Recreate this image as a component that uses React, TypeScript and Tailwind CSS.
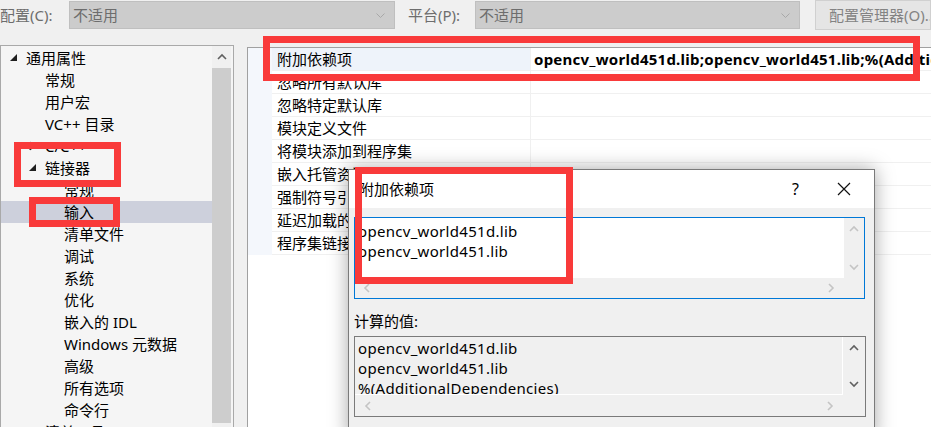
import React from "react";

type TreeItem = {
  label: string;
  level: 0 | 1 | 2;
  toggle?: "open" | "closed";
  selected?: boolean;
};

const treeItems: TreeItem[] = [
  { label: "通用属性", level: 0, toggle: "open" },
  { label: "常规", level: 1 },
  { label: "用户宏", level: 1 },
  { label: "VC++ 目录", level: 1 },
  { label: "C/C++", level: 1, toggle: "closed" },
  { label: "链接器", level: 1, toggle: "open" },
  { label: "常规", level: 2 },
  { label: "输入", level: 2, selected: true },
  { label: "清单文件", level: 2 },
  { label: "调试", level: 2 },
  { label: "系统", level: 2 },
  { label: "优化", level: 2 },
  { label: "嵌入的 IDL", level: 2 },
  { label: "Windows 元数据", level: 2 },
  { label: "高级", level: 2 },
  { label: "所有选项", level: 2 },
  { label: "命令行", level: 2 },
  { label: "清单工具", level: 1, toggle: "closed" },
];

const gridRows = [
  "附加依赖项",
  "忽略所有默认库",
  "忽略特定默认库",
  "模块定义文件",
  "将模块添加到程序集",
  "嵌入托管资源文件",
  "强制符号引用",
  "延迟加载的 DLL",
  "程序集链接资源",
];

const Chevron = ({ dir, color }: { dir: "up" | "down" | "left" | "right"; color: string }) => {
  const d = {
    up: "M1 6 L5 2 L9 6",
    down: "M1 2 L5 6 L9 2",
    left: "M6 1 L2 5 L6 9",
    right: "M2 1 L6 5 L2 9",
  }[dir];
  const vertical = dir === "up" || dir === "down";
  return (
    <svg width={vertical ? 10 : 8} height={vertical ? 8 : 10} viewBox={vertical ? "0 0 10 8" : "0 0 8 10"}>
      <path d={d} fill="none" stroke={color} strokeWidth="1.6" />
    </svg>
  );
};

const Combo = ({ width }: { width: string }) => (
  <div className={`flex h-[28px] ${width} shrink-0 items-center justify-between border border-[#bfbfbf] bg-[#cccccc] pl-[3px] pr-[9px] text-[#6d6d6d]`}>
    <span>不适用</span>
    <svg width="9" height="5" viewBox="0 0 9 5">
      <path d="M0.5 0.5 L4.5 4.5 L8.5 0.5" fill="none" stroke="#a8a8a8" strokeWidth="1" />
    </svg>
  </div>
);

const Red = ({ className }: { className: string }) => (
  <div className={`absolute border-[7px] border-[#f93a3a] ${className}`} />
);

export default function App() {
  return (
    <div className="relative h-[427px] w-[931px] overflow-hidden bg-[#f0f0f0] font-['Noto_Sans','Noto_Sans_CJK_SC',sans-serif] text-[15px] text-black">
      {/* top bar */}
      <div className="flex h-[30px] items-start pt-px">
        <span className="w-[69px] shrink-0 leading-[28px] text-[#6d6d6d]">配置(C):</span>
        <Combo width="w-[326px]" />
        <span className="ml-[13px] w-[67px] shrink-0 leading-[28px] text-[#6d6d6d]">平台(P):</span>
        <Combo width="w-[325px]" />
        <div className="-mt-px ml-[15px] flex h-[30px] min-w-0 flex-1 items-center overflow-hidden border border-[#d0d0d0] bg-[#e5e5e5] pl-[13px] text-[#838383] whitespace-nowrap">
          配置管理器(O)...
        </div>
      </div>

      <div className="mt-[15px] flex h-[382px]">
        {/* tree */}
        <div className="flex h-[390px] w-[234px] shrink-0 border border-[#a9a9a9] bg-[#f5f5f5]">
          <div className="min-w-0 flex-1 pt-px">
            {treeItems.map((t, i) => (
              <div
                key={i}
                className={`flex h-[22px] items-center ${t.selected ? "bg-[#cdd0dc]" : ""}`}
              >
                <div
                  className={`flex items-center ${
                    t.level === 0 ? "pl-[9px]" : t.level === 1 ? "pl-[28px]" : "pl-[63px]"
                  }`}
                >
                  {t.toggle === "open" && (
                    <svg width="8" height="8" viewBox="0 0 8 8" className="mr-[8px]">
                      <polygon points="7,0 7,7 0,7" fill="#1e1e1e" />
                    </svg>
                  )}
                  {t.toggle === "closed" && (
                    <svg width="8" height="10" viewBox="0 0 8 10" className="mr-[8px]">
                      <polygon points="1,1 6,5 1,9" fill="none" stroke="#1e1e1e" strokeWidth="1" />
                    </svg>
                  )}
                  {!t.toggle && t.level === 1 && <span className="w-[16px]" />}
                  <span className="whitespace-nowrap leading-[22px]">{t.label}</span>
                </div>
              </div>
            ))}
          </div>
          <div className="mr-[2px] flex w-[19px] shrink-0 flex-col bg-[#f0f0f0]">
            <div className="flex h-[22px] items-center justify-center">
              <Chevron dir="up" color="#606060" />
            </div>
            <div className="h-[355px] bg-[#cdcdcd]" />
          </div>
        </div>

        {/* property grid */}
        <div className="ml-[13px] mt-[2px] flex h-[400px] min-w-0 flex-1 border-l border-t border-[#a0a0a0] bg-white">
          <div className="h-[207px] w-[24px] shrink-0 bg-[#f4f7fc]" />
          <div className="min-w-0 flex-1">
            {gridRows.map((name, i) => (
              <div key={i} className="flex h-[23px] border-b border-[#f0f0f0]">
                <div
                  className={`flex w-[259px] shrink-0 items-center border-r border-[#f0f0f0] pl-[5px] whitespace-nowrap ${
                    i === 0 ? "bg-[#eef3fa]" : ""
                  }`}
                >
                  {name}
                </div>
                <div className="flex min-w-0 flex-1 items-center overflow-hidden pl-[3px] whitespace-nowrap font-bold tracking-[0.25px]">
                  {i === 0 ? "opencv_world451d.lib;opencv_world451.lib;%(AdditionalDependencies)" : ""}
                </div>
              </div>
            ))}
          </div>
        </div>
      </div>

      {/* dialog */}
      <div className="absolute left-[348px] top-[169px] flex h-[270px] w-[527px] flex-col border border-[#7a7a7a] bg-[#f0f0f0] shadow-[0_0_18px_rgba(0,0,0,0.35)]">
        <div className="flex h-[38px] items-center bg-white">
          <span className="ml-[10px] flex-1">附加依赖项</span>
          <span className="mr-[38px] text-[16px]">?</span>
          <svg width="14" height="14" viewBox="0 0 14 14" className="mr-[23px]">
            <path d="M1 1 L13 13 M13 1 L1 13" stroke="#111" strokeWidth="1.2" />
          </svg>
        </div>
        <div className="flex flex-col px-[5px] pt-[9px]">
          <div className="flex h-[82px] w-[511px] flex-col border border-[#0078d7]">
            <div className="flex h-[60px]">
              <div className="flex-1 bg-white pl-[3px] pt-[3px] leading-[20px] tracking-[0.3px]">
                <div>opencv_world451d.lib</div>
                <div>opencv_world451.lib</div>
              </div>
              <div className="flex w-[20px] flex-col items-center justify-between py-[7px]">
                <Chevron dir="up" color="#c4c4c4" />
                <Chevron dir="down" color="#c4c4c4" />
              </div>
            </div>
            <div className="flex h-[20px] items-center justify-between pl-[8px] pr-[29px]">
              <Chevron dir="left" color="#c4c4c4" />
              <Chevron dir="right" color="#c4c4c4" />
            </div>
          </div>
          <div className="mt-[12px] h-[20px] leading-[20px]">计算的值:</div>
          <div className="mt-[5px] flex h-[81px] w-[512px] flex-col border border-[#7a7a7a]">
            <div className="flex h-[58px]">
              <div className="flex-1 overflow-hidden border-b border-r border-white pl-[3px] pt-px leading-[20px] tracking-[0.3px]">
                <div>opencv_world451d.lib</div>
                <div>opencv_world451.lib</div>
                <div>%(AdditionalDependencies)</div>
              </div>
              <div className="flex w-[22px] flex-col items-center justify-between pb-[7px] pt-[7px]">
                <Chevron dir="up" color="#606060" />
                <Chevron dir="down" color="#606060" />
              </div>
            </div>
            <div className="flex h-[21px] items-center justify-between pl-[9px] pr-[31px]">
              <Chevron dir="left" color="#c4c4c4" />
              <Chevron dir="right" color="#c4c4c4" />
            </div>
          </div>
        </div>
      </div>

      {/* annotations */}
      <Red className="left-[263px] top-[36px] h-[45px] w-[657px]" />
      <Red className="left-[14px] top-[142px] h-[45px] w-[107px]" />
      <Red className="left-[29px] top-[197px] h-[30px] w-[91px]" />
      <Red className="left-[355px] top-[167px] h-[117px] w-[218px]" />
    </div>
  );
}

━━━━━━━━━━━━━━━━━━━━

→ **TASK PROMPT**:
Report how many lines in this data include the string "React", and nothing else.

→ **SOLUTION TO THIS EXERCISE**:
2